10. A computer system in accordance with claim 1 wherein the augmented reality effect command has a semantic correspondence with the non-verbal sound event identifier.

11. A method of implementing an augmented reality environment, comprising:

acquiring audio data;

processing the audio data using one or more sound models to obtain a non-verbal sound event identifier for the non-verbal sound event;

determining and generating an augmented reality effect command by: inputting at least the non-verbal sound event identifier into an augmented reality effect command model; and receiving the augmented reality effect command from the augmented reality effect command model; and

generating an augmented reality graphical data output by implementing the augmented reality effect command.

12. A non-transitory storage medium storing computer executable instructions which, when executed by a computer, cause the computer to perform a method in accordance with claim 11.

13. A computer system in accordance with claim 1, wherein the augmented reality effect command model comprises a machine learned model.

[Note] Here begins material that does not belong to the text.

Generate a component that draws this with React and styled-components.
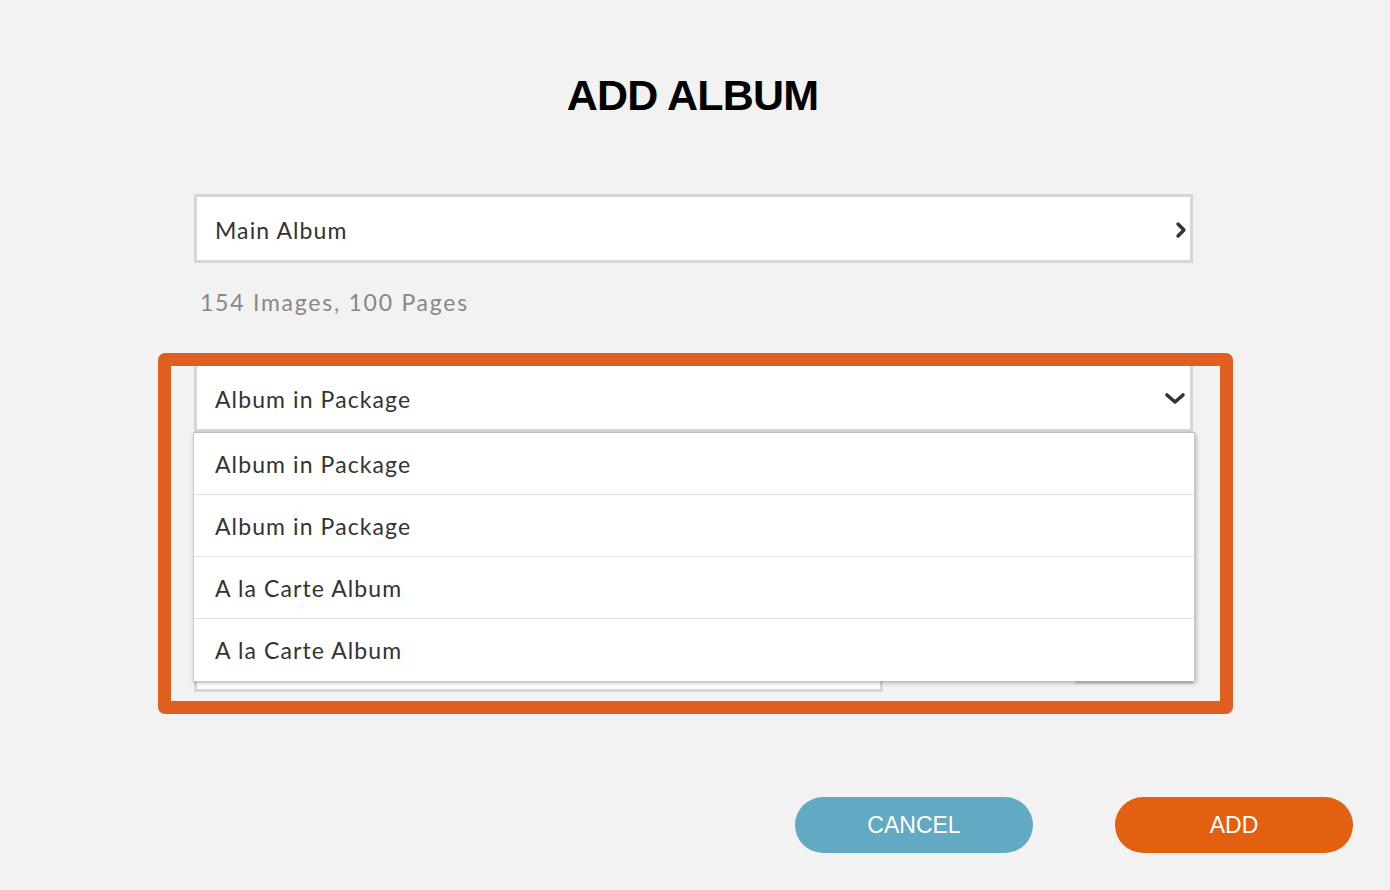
import React from "react";
import styled, { createGlobalStyle } from "styled-components";

const Global = createGlobalStyle`
  html, body { margin: 0; padding: 0; background: #f2f2f2; }
  * { box-sizing: border-box; }
`;

const Page = styled.div`
  min-height: 890px;
  background: #f2f2f2;
  padding-top: 70px;
  font-family: "Lato", "Open Sans", sans-serif;
  color: #333;
`;

const Title = styled.h1`
  margin: 0;
  padding-right: 5px;
  text-align: center;
  font-family: "Liberation Sans", Arial, sans-serif;
  font-weight: 700;
  font-size: 43px;
  line-height: 50px;
  letter-spacing: -0.8px;
  color: #000;
`;

const Form = styled.div`
  width: 999px;
  margin: 74px 0 0 194px;
  display: flex;
  flex-direction: column;
`;

const Field = styled.div`
  height: 69px;
  border: 3px solid #d6d6d6;
  background: #fff;
  display: flex;
  align-items: center;
  justify-content: space-between;
  padding: 2px ${(p) => p.$padRight || 18}px 0 18px;
  font-size: 23px;
  letter-spacing: 1.1px;
  color: #333;
`;

const Helper = styled.div`
  margin-top: 24px;
  padding-left: 6px;
  font-size: 23px;
  line-height: 30px;
  letter-spacing: 1.75px;
  color: #888;
`;

const Section = styled.div`
  position: relative;
  margin-top: 46px;
`;

const SelectWrap = styled.div`
  position: relative;
`;

const Menu = styled.ul`
  position: absolute;
  top: 100%;
  left: -1px;
  right: -2px;
  margin: 0;
  padding: 0;
  list-style: none;
  background: #fff;
  border-top: 1px solid #bdbdbd;
  border-left: 1px solid #d0d0d0;
  border-right: 1px solid #c8c8c8;
  box-shadow: 1px 2px 4px rgba(0, 0, 0, 0.28);
  z-index: 2;
`;

const Option = styled.li`
  height: 62px;
  display: flex;
  align-items: center;
  padding: 0 0 0 21px;
  font-size: 23px;
  letter-spacing: 1.1px;
  color: #333;
  border-bottom: ${(p) => (p.$last ? "none" : "1px solid #e2e2e2")};
`;

const HiddenRow = styled.div`
  display: flex;
  justify-content: space-between;
  align-items: flex-start;
  margin-top: 191px;
`;

const SmallInput = styled.div`
  width: ${(p) => p.$w}px;
  height: ${(p) => p.$h}px;
  background: #fff;
  border: 3px solid #d6d6d6;
`;

const Highlight = styled.div`
  position: absolute;
  top: -10px;
  left: -36px;
  right: -40px;
  bottom: -22px;
  border: 13px solid #df5f21;
  border-radius: 7px;
  pointer-events: none;
  z-index: 3;
`;

const Footer = styled.div`
  display: flex;
  justify-content: flex-end;
  gap: 82px;
  padding-right: 37px;
  margin-top: 105px;
`;

const Button = styled.button`
  width: 238px;
  height: 56px;
  border: none;
  border-radius: 28px;
  background: ${(p) => p.$bg};
  color: #fff;
  font-family: "Liberation Sans", Arial, sans-serif;
  font-size: 23px;
  padding-top: 1px;
  cursor: pointer;
`;

const ChevronRight = () => (
  <svg width="12" height="18" viewBox="0 0 12 18">
    <path d="M3 3 L9 9 L3 15" fill="none" stroke="#333" strokeWidth="3.4" strokeLinecap="round" strokeLinejoin="round" />
  </svg>
);

const ChevronDown = () => (
  <svg width="22" height="13" viewBox="0 0 22 13">
    <path d="M3 3 L11 10 L19 3" fill="none" stroke="#333" strokeWidth="3.6" strokeLinecap="round" strokeLinejoin="round" />
  </svg>
);

const options = ["Album in Package", "Album in Package", "A la Carte Album", "A la Carte Album"];

export default function App() {
  return (
    <>
      <Global />
      <Page>
        <Title>ADD ALBUM</Title>
        <Form>
          <Field $padRight={3}>
            <span>Main Album</span>
            <ChevronRight />
          </Field>
          <Helper>154 Images, 100 Pages</Helper>
          <Section>
            <SelectWrap>
              <Field $padRight={4}>
                <span>Album in Package</span>
                <ChevronDown />
              </Field>
              <Menu>
                {options.map((o, i) => (
                  <Option key={i} $last={i === options.length - 1}>
                    {o}
                  </Option>
                ))}
              </Menu>
            </SelectWrap>
            <HiddenRow>
              <SmallInput $w={689} $h={69} />
              <SmallInput $w={118} $h={61} />
            </HiddenRow>
            <Highlight />
          </Section>
        </Form>
        <Footer>
          <Button $bg="#62a9c4">CANCEL</Button>
          <Button $bg="#e2600f">ADD</Button>
        </Footer>
      </Page>
    </>
  );
}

14. A computer system in accordance with claim 1, wherein the sound acquirer is configured to acquire the audio data from a sound generation module.

15. A computer system in accordance with claim 14, wherein the computer system comprises the sound generation module and the sound generation module is configured to generate a sound for a virtual sound environment.

16. A computer system in accordance with claim 1, wherein the sound acquirer is configured to acquire the audio data from audio captured by a microphone.